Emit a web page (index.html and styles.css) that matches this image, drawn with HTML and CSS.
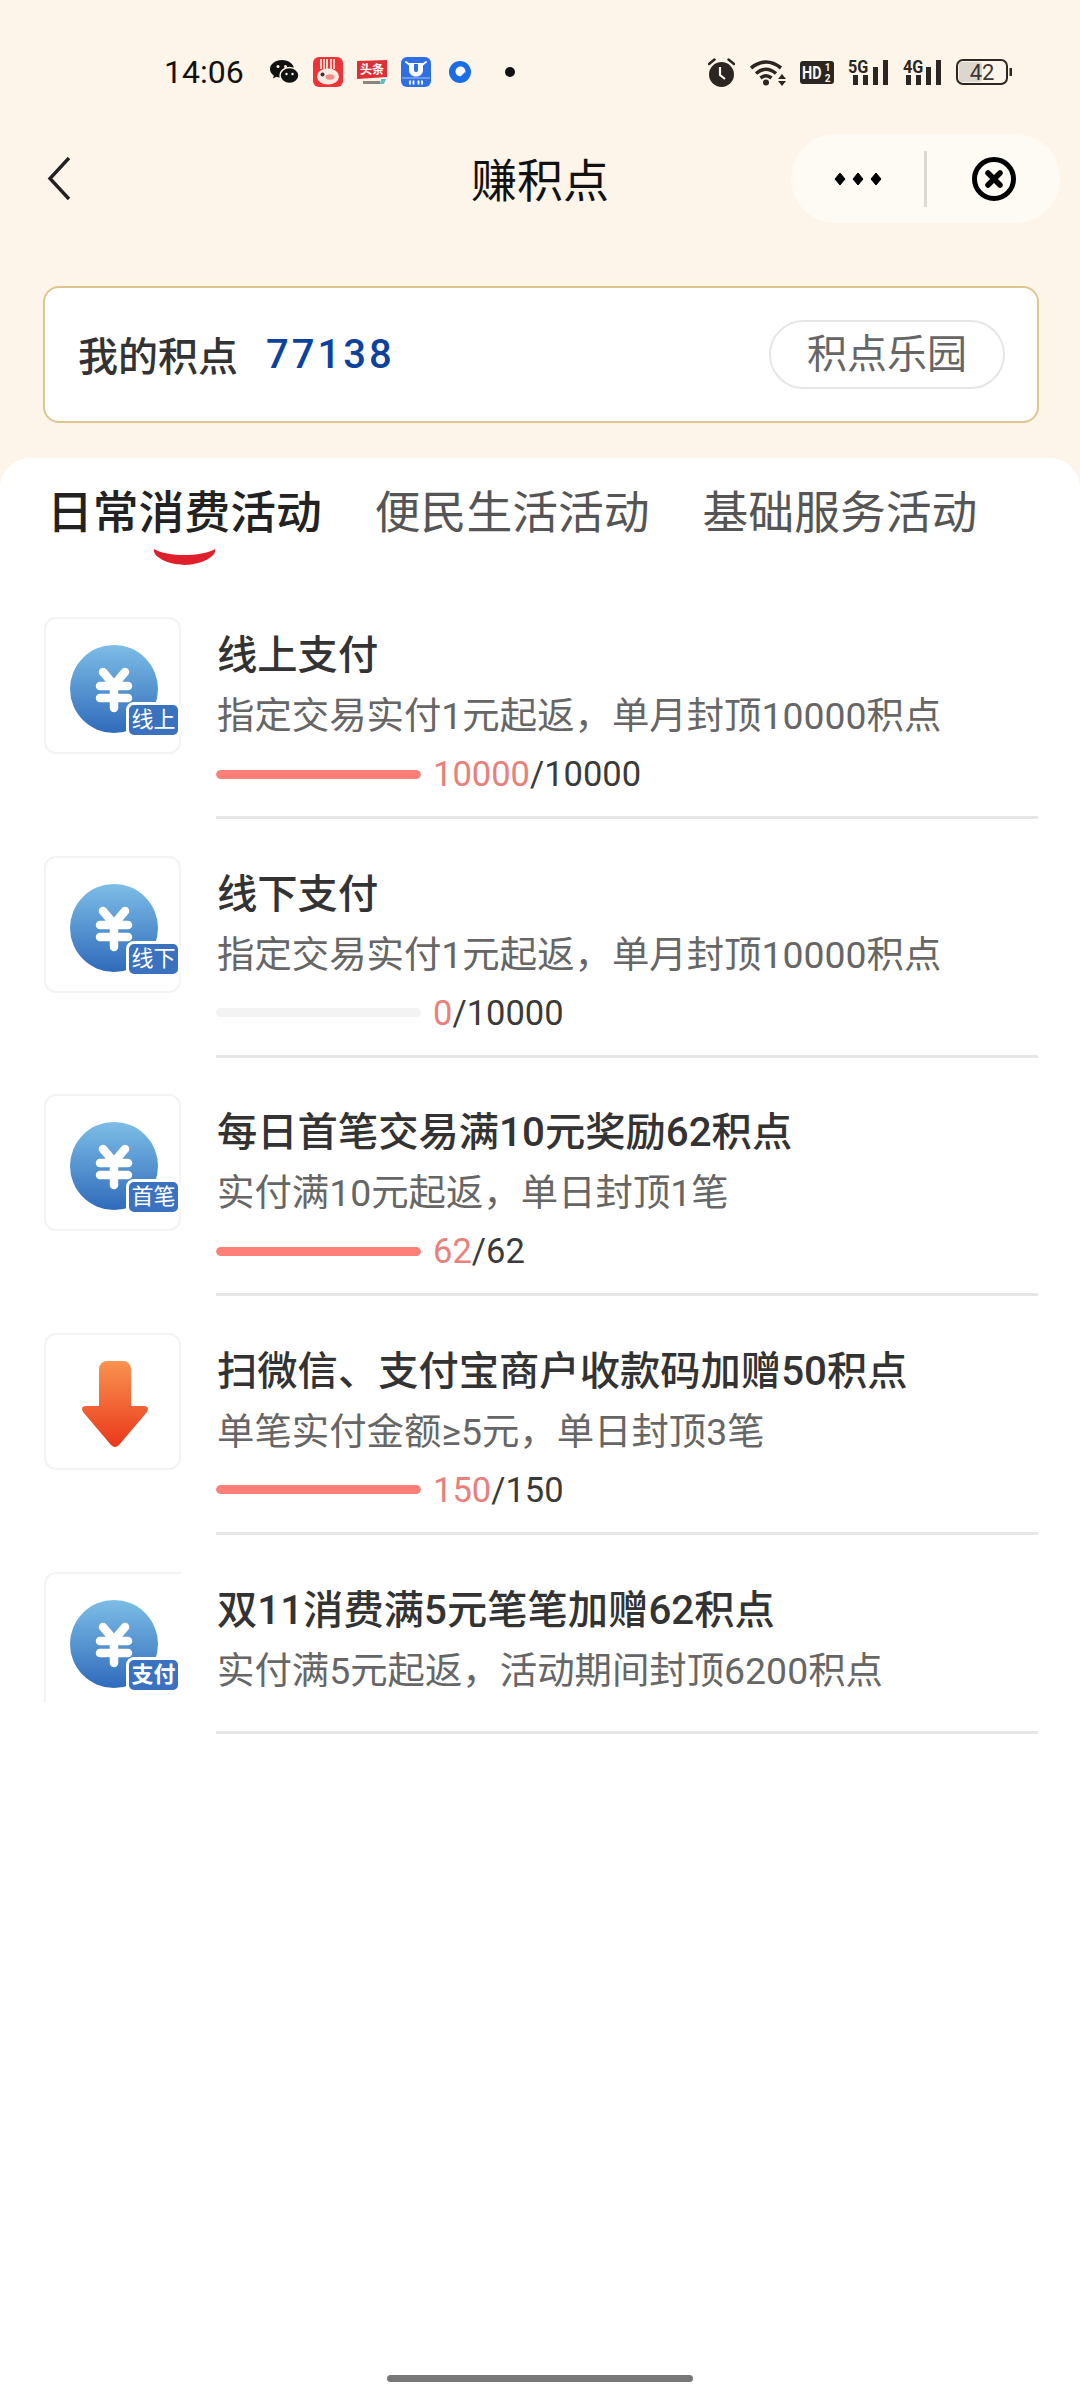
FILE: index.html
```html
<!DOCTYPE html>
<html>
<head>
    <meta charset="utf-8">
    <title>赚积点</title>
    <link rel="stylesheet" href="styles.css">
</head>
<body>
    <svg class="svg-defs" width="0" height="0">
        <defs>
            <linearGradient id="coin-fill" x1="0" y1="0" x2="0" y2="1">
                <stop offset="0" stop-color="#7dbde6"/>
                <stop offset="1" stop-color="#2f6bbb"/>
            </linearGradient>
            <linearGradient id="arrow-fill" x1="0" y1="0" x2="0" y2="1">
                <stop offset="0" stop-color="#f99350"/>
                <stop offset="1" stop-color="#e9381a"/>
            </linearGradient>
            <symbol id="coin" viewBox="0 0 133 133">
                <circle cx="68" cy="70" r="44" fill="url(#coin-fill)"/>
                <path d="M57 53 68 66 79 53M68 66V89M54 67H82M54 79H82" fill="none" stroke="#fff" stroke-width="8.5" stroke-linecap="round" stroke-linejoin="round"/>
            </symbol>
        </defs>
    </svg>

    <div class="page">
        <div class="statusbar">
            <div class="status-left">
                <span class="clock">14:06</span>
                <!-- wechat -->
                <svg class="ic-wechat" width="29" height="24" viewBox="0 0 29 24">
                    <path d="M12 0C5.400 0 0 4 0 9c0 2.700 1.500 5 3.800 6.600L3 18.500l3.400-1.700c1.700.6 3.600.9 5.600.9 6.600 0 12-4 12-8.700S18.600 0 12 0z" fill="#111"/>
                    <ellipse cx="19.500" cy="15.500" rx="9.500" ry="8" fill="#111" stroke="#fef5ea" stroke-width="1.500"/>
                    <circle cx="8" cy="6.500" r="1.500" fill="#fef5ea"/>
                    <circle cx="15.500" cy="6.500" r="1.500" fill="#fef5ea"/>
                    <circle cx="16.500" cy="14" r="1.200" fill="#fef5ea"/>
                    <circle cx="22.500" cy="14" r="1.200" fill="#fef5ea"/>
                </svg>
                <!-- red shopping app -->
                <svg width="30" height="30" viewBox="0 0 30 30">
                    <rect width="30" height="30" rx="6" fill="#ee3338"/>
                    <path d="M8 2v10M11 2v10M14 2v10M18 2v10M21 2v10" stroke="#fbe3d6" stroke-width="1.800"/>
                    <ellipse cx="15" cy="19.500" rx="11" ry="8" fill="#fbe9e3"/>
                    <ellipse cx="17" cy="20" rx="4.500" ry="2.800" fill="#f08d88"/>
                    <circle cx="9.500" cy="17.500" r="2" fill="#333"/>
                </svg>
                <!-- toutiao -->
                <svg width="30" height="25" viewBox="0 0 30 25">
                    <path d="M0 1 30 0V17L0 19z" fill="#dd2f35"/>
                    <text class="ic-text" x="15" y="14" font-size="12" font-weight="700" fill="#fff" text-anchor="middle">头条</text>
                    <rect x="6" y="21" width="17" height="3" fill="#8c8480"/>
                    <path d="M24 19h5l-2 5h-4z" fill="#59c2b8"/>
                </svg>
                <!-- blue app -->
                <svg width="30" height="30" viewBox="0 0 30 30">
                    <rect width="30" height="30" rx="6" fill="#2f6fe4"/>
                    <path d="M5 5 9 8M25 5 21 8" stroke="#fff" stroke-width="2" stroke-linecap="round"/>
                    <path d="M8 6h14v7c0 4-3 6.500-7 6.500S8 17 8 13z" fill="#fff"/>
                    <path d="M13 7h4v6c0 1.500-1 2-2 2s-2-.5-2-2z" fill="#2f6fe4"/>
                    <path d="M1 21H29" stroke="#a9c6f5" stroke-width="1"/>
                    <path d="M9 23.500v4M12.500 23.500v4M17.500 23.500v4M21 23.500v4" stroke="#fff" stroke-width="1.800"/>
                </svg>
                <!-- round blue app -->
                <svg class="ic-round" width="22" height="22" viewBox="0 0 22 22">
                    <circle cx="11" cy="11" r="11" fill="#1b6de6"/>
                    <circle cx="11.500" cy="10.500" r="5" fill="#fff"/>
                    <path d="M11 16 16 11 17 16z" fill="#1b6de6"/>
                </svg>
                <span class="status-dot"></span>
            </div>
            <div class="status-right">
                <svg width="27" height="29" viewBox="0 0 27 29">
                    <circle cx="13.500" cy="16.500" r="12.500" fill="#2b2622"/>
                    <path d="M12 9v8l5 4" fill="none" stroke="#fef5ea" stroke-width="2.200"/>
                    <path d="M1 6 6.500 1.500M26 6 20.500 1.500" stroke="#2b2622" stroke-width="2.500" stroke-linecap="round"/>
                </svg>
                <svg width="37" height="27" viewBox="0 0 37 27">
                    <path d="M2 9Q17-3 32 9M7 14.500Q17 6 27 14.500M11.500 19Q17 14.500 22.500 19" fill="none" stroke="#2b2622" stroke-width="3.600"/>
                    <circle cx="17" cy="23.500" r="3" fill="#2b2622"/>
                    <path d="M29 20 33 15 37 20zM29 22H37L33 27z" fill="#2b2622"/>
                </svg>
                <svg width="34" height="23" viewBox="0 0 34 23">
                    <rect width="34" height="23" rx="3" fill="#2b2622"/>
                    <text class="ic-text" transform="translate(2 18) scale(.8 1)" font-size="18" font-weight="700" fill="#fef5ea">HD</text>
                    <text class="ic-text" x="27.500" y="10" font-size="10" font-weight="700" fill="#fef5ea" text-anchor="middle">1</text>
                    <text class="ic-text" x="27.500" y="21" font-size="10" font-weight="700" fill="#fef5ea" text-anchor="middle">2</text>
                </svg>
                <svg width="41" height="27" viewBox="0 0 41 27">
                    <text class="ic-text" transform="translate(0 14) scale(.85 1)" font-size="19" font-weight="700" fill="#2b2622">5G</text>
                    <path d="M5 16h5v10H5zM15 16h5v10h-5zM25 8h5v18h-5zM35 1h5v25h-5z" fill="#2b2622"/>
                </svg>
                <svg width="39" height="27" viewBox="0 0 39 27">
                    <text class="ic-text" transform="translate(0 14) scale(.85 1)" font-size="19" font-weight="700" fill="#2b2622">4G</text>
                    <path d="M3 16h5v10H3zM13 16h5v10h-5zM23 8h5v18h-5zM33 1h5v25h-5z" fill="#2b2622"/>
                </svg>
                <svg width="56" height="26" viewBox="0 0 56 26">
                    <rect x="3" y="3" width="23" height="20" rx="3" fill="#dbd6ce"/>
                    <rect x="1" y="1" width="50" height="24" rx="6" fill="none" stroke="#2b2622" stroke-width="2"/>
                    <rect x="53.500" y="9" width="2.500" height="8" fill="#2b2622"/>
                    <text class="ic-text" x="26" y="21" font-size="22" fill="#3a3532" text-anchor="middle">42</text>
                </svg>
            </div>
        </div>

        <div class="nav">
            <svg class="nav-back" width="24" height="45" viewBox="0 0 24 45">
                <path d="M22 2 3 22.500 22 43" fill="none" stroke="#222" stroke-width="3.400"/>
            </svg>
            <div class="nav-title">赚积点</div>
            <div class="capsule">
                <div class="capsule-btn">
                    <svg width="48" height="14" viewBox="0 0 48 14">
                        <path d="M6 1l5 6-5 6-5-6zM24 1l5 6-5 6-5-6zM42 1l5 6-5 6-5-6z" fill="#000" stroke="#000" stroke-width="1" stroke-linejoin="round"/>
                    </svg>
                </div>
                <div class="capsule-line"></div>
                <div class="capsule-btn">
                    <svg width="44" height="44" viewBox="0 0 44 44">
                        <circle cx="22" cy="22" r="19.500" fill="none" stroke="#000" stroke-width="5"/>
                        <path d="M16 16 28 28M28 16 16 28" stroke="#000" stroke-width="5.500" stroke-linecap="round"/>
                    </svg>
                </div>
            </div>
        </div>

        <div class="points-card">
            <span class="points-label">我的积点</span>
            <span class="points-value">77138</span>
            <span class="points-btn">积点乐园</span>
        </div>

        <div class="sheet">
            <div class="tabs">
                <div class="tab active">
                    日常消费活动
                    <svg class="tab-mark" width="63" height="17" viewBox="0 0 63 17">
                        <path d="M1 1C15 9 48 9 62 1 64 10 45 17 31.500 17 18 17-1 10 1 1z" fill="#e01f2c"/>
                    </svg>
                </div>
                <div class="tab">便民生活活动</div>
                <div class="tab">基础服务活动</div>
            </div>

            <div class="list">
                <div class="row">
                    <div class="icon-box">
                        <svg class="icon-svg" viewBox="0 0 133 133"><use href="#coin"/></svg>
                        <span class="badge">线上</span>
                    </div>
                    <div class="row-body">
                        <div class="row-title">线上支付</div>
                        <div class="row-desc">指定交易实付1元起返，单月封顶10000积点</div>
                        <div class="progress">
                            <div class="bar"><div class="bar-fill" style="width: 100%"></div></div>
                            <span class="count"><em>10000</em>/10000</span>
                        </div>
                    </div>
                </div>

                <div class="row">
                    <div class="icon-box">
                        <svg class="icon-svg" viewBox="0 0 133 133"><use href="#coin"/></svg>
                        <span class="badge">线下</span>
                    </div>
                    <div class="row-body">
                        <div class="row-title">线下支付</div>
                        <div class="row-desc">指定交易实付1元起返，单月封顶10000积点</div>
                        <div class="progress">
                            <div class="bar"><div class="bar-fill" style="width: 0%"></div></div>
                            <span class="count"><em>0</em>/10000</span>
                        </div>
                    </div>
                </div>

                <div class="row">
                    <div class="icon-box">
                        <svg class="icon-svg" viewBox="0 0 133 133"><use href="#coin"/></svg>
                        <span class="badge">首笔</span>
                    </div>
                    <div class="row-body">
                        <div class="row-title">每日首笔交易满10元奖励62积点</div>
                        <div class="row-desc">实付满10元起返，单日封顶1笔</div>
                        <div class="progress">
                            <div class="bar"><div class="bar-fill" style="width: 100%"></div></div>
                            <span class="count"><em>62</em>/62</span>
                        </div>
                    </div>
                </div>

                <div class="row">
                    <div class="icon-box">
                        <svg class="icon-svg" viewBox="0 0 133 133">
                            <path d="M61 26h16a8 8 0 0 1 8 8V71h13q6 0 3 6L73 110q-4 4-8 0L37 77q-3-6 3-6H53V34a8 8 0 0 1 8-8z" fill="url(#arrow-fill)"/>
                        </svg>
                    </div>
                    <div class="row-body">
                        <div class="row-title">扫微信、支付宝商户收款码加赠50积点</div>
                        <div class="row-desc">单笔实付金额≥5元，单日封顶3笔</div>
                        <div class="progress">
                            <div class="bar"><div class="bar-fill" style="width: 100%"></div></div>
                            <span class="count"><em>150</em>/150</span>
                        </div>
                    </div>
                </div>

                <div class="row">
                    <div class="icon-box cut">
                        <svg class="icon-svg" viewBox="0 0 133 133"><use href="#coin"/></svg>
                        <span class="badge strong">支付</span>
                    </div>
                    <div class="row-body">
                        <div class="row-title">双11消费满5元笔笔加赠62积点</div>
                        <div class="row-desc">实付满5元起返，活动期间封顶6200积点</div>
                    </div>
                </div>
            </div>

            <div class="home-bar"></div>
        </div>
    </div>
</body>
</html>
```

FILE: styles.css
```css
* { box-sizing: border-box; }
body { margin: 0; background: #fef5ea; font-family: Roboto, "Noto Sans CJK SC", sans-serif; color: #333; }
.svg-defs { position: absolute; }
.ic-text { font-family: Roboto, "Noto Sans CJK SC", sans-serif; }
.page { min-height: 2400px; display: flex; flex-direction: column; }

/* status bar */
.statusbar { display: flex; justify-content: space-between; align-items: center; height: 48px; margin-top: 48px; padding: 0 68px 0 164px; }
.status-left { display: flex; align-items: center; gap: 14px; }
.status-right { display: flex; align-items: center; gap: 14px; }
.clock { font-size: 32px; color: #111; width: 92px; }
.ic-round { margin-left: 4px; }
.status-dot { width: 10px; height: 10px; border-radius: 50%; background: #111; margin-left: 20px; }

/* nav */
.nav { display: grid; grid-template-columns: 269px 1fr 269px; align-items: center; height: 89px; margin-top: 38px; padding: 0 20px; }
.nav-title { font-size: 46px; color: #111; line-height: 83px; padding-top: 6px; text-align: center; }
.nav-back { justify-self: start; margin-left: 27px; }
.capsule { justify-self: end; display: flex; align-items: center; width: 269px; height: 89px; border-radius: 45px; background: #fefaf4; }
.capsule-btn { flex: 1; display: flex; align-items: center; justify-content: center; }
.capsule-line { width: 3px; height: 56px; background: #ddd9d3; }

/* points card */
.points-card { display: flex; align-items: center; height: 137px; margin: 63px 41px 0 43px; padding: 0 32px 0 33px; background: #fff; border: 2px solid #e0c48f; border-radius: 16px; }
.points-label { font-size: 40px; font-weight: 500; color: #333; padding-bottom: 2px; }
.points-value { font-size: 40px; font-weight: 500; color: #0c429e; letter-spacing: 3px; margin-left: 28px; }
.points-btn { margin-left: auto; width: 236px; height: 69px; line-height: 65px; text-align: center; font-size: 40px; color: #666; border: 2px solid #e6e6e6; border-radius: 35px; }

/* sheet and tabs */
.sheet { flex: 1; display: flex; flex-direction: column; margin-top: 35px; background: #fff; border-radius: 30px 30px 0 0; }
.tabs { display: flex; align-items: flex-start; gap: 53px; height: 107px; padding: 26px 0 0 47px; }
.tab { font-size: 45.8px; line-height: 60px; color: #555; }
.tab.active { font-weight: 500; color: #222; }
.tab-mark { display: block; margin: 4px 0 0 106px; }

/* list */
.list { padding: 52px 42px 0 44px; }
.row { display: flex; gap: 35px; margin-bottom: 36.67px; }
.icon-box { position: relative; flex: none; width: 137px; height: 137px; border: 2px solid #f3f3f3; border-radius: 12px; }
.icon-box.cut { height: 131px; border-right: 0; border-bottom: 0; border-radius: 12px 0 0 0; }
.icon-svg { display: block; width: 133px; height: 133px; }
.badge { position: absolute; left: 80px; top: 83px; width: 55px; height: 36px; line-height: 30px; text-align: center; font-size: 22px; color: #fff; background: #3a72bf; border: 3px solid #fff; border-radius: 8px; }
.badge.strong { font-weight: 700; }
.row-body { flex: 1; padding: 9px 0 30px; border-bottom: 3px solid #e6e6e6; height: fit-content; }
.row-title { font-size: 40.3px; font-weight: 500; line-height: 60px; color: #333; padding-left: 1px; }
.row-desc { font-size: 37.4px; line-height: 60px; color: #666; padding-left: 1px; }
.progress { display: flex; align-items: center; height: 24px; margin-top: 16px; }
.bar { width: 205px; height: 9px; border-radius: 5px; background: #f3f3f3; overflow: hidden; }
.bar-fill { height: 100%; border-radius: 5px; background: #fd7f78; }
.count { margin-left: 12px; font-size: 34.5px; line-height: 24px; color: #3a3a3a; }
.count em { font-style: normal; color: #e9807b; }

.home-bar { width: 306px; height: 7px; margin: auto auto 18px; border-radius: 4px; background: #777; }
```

++++++++++

_DESCRIPTION OF THE TASK:_ Track down all lines above with the string "index" and copy them.

_EXERCISE SOLUTION:_
Emit a web page (index.html and styles.css) that matches this image, drawn with HTML and CSS.
FILE: index.html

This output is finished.